Checking Each URL from the Sitemap

So, there's a function for that, I got this one started up so that it could find all of the pages from the sitemap, and use that to parse each page.

def check_sitemap_urls(sitemap, limit=100):
    """Attempts to resolve all urls in a sitemap and returns the results

    Args:
        sitemap (str): A URL
        limit (int, optional): The maximum number of URLs to check. Defaults to 50.
            Pass None for no limit.

    Returns:
        list of tuples: [(status_code, history, url, msg)].
            The history contains a list of redirects.
    """
    success = True
    res = requests.get(sitemap)
    doc = etree.XML(res.content)

    # xpath query for selecting all element nodes in namespace
    query = "descendant-or-self::*[namespace-uri()!='']"
    # for each element returned by the above xpath query...
    for element in doc.xpath(query):
        # replace element name with its local name
        element.tag = etree.QName(element).localname

    # get all the loc elements
    links = doc.xpath(".//loc")
    for i, link in enumerate(links, 1):
        url = link.text
        if "/tag/" in url:
            break # Don't go over all the tags
        load_fail = False
        for _ in range(10):
            try:
                print(f"{i}. Checking {url}")
                r = requests.get(url)

                # Locate any broken resources on the page
                success &= find_broken_resources(html_text=r.text)

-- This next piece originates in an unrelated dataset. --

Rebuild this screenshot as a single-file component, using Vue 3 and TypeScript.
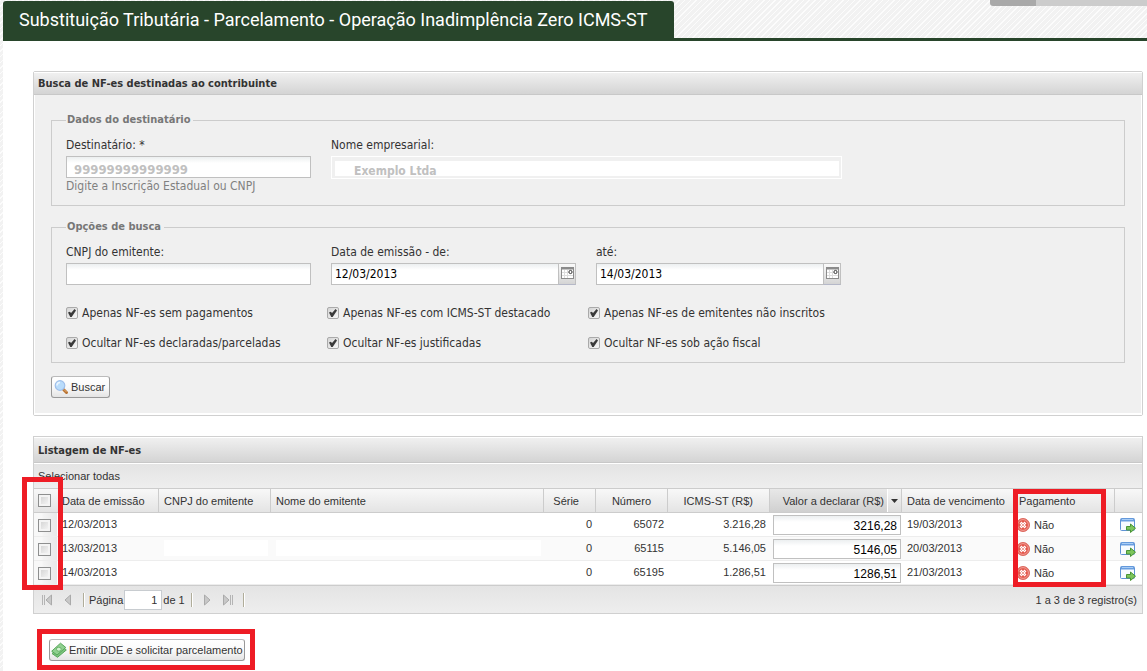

                load_fail = False
                break

            except Exception as e:
                print(f"Retry... caused by: {e}")
                load_fail = True
                time.sleep(2)
        if load_fail:
            print("    Failed to load page:\n    " + url)
            success = False

        if limit and i >= limit:
            break
    return success

Closing Thoughts

So... Like I said. This isn't a new problem, or one that hasn't been solved before. But it's how I did it. Thanks for reading!